AIM: All of the data should be repeated exactly; pictures are not part of the copy.

SUPPLIED MATERIAL:

────────

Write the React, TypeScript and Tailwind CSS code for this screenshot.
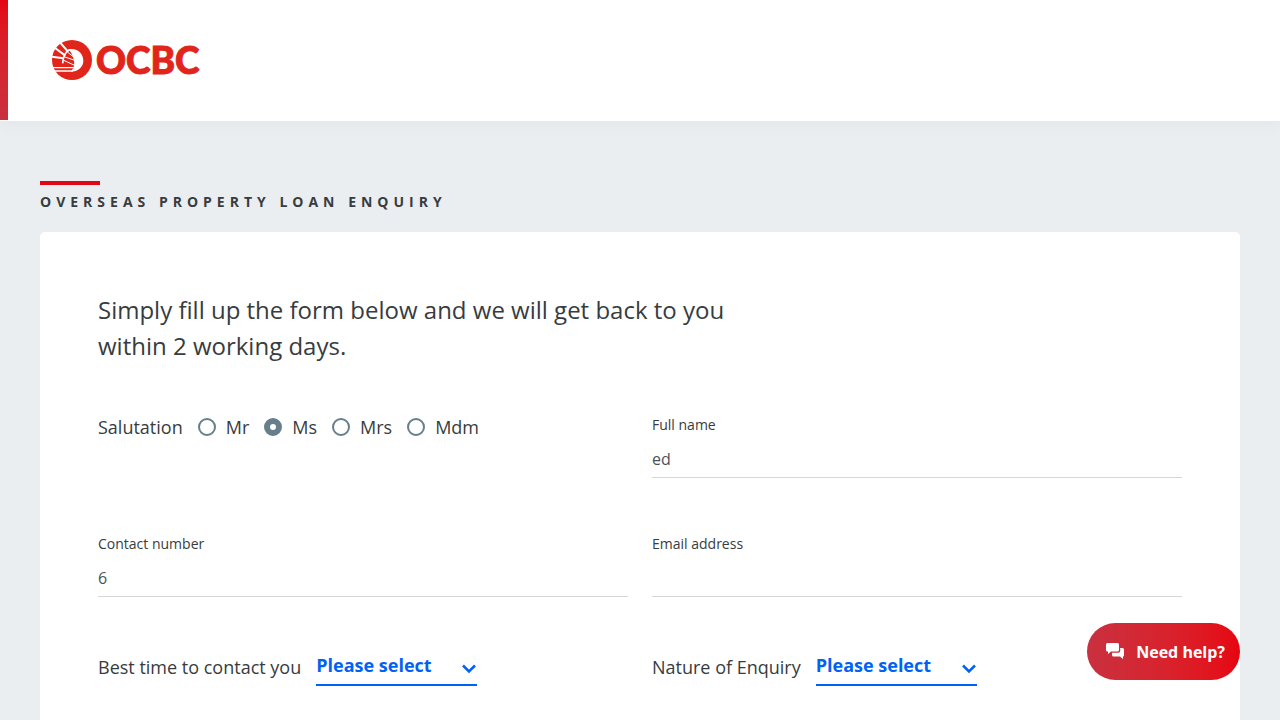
import { ReactNode, useState } from 'react'

function Logo() {
  return (
    <a href="#home" aria-label="OCBC" className="flex items-center gap-1 text-[#e1251b]">
      <svg viewBox="0 0 120 120" className="h-10 w-10" aria-hidden="true">
        <circle cx="60" cy="60" r="60" fill="currentColor" />
        <path d="M48 28C76 22 94 41 94 62C94 80 80 95 55 95C65 88 68 77 66 64C64 48 58 36 48 28Z" fill="#fff" />
        <g stroke="#fff" fill="none">
          <path d="M24 7L48 35M9 24L40 47M-2 50L34 55" strokeWidth="6" />
          <path d="M52 30Q34 38 32 70" strokeWidth="5" />
          <path d="M36 50L66 60M35 61L68 76M46 36L64 50" strokeWidth="3" />
          <path d="M0 83H66M6 93H62" strokeWidth="4" />
        </g>
      </svg>
      <span className="font-['Lato',sans-serif] text-[37px] leading-10 font-black [-webkit-text-stroke:1px_#e1251b]">OCBC</span>
    </a>
  )
}

function TextField({ id, label, type = 'text', initial = '' }: { id: string; label: string; type?: string; initial?: string }) {
  const [value, setValue] = useState(initial)
  return (
    <div>
      <label htmlFor={id} className="block text-sm leading-5">{label}</label>
      <input
        id={id}
        type={type}
        value={value}
        onChange={(e) => setValue(e.target.value)}
        className="mt-2 block h-[35px] w-full border-b border-[#d5d7d8] bg-transparent pb-[3px] text-base text-[#4b5157] outline-none"
      />
    </div>
  )
}

function SelectField({ id, label, children }: { id: string; label: string; children: ReactNode }) {
  return (
    <div className="flex items-start gap-[15px]">
      <label htmlFor={id} className="text-lg leading-7">{label}</label>
      <div className="relative">
        <select
          id={id}
          className="block h-[33px] w-[161px] appearance-none border-b-2 border-[#0062f5] bg-transparent pb-[7px] text-lg leading-6 font-bold text-[#0062f5] outline-none"
        >
          <option>Please select</option>
          {children}
        </select>
        <svg viewBox="0 0 16 10" className="pointer-events-none absolute right-0 bottom-3 h-[10px] w-4" fill="none" stroke="#0062f5" strokeWidth="2.5" aria-hidden="true">
          <path d="M2 1.5L8 7.5L14 1.5" />
        </svg>
      </div>
    </div>
  )
}

function Salutation() {
  const [selected, setSelected] = useState('Ms')
  return (
    <div role="radiogroup" aria-labelledby="salutation-label" className="flex items-center gap-[15px] self-start text-lg leading-6">
      <span id="salutation-label">Salutation</span>
      {['Mr', 'Ms', 'Mrs', 'Mdm'].map((name) => (
        <label key={name} className="flex items-center gap-[10px]">
          <input
            type="radio"
            name="salutation"
            checked={selected === name}
            onChange={() => setSelected(name)}
            className="h-[18px] w-[18px] appearance-none rounded-full border-2 border-[#677e8b] bg-white checked:border-[6px]"
          />
          {name}
        </label>
      ))}
    </div>
  )
}

export default function App() {
  return (
    <div className="flex min-h-screen flex-col bg-[#eaeef1] font-['Open_Sans',sans-serif] text-[#373c40] antialiased">
      <header className="relative flex bg-white pb-px shadow-[0_2px_16px_rgba(60,80,95,0.05)]">
        <div className="w-2 bg-linear-to-b from-[#e30613] to-[#c9303f]" />
        <div className="px-11 py-10">
          <Logo />
        </div>
      </header>

      <main className="flex flex-1 flex-col px-10 pt-[60px]">
        <div className="h-1 w-[60px] bg-[#e30613]" />
        <h1 className="mt-[7px] text-sm leading-5 font-bold tracking-[5px] uppercase">Overseas property loan enquiry</h1>
        <form className="mt-5 flex-1 rounded-t-[5px] bg-white px-[58px] pt-[60px] pb-6" onSubmit={(e) => e.preventDefault()}>
          <p className="max-w-[660px] text-2xl leading-9">
            Simply fill up the form below and we will get back to you within 2 working days.
          </p>
          <div className="mt-[51px] grid grid-cols-2 gap-x-6 gap-y-14">
            <Salutation />
            <TextField id="full-name" label="Full name" initial="ed" />
            <TextField id="contact" label="Contact number" type="tel" initial="6" />
            <TextField id="email" label="Email address" type="email" />
            <SelectField id="best-time" label="Best time to contact you">
              <option>Morning</option>
              <option>Afternoon</option>
              <option>Evening</option>
            </SelectField>
            <SelectField id="nature" label="Nature of Enquiry">
              <option>New loan</option>
              <option>Refinancing</option>
            </SelectField>
          </div>
        </form>
      </main>

      <button type="button" className="fixed right-10 bottom-10 flex h-[57px] items-center gap-3 rounded-full bg-linear-to-r from-[#c9303f] to-[#e6040f] pr-[15px] pl-[19px] text-base font-bold text-white">
        <svg viewBox="0 0 18 16" className="-mt-0.5 h-4 w-[18px]" fill="currentColor" aria-hidden="true">
          <path d="M1.500 0H11.500Q13 0 13 1.500V7Q13 8.500 11.500 8.500H5L2 11V8.500H1.500Q0 8.500 0 7V1.500Q0 0 1.500 0Z" />
          <path d="M14.200 5H16.500Q18 5 18 6.500V12Q18 13.500 17 13.500V16L14 13.500H7.500Q6 13.500 6 12V9.700H12.500Q14.200 9.700 14.200 8Z" />
        </svg>
        Need help?
      </button>
    </div>
  )
}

────────

EXERCISE SOLUTION:
Write the React, TypeScript and Tailwind CSS code for this screenshot.
import { ReactNode, useState } from 'react'

function Logo() {
  return (
    <a href="#home" aria-label="OCBC" className="flex items-center gap-1 text-[#e1251b]">
      <svg viewBox="0 0 120 120" className="h-10 w-10" aria-hidden="true">
        <circle cx="60" cy="60" r="60" fill="currentColor" />
        <path d="M48 28C76 22 94 41 94 62C94 80 80 95 55 95C65 88 68 77 66 64C64 48 58 36 48 28Z" fill="#fff" />
        <g stroke="#fff" fill="none">
          <path d="M24 7L48 35M9 24L40 47M-2 50L34 55" strokeWidth="6" />
          <path d="M52 30Q34 38 32 70" strokeWidth="5" />
          <path d="M36 50L66 60M35 61L68 76M46 36L64 50" strokeWidth="3" />
          <path d="M0 83H66M6 93H62" strokeWidth="4" />
        </g>
      </svg>
      <span className="font-['Lato',sans-serif] text-[37px] leading-10 font-black [-webkit-text-stroke:1px_#e1251b]">OCBC</span>
    </a>
  )
}

function TextField({ id, label, type = 'text', initial = '' }: { id: string; label: string; type?: string; initial?: string }) {
  const [value, setValue] = useState(initial)
  return (
    <div>
      <label htmlFor={id} className="block text-sm leading-5">{label}</label>
      <input
        id={id}
        type={type}
        value={value}
        onChange={(e) => setValue(e.target.value)}
        className="mt-2 block h-[35px] w-full border-b border-[#d5d7d8] bg-transparent pb-[3px] text-base text-[#4b5157] outline-none"
      />
    </div>
  )
}

function SelectField({ id, label, children }: { id: string; label: string; children: ReactNode }) {
  return (
    <div className="flex items-start gap-[15px]">
      <label htmlFor={id} className="text-lg leading-7">{label}</label>
      <div className="relative">
        <select
          id={id}
          className="block h-[33px] w-[161px] appearance-none border-b-2 border-[#0062f5] bg-transparent pb-[7px] text-lg leading-6 font-bold text-[#0062f5] outline-none"
        >
          <option>Please select</option>
          {children}
        </select>
        <svg viewBox="0 0 16 10" className="pointer-events-none absolute right-0 bottom-3 h-[10px] w-4" fill="none" stroke="#0062f5" strokeWidth="2.5" aria-hidden="true">
          <path d="M2 1.5L8 7.5L14 1.5" />
        </svg>
      </div>
    </div>
  )
}

function Salutation() {
  const [selected, setSelected] = useState('Ms')
  return (
    <div role="radiogroup" aria-labelledby="salutation-label" className="flex items-center gap-[15px] self-start text-lg leading-6">
      <span id="salutation-label">Salutation</span>
      {['Mr', 'Ms', 'Mrs', 'Mdm'].map((name) => (
        <label key={name} className="flex items-center gap-[10px]">
          <input
            type="radio"
            name="salutation"
            checked={selected === name}
            onChange={() => setSelected(name)}
            className="h-[18px] w-[18px] appearance-none rounded-full border-2 border-[#677e8b] bg-white checked:border-[6px]"
          />
          {name}
        </label>
      ))}
    </div>
  )
}

export default function App() {
  return (
    <div className="flex min-h-screen flex-col bg-[#eaeef1] font-['Open_Sans',sans-serif] text-[#373c40] antialiased">
      <header className="relative flex bg-white pb-px shadow-[0_2px_16px_rgba(60,80,95,0.05)]">
        <div className="w-2 bg-linear-to-b from-[#e30613] to-[#c9303f]" />
        <div className="px-11 py-10">
          <Logo />
        </div>
      </header>

      <main className="flex flex-1 flex-col px-10 pt-[60px]">
        <div className="h-1 w-[60px] bg-[#e30613]" />
        <h1 className="mt-[7px] text-sm leading-5 font-bold tracking-[5px] uppercase">Overseas property loan enquiry</h1>
        <form className="mt-5 flex-1 rounded-t-[5px] bg-white px-[58px] pt-[60px] pb-6" onSubmit={(e) => e.preventDefault()}>
          <p className="max-w-[660px] text-2xl leading-9">
            Simply fill up the form below and we will get back to you within 2 working days.
          </p>
          <div className="mt-[51px] grid grid-cols-2 gap-x-6 gap-y-14">
            <Salutation />
            <TextField id="full-name" label="Full name" initial="ed" />
            <TextField id="contact" label="Contact number" type="tel" initial="6" />
            <TextField id="email" label="Email address" type="email" />
            <SelectField id="best-time" label="Best time to contact you">
              <option>Morning</option>
              <option>Afternoon</option>
              <option>Evening</option>
            </SelectField>
            <SelectField id="nature" label="Nature of Enquiry">
              <option>New loan</option>
              <option>Refinancing</option>
            </SelectField>
          </div>
        </form>
      </main>

      <button type="button" className="fixed right-10 bottom-10 flex h-[57px] items-center gap-3 rounded-full bg-linear-to-r from-[#c9303f] to-[#e6040f] pr-[15px] pl-[19px] text-base font-bold text-white">
        <svg viewBox="0 0 18 16" className="-mt-0.5 h-4 w-[18px]" fill="currentColor" aria-hidden="true">
          <path d="M1.500 0H11.500Q13 0 13 1.500V7Q13 8.500 11.500 8.500H5L2 11V8.500H1.500Q0 8.500 0 7V1.500Q0 0 1.500 0Z" />
          <path d="M14.200 5H16.500Q18 5 18 6.500V12Q18 13.500 17 13.500V16L14 13.500H7.500Q6 13.500 6 12V9.700H12.500Q14.200 9.700 14.200 8Z" />
        </svg>
        Need help?
      </button>
    </div>
  )
}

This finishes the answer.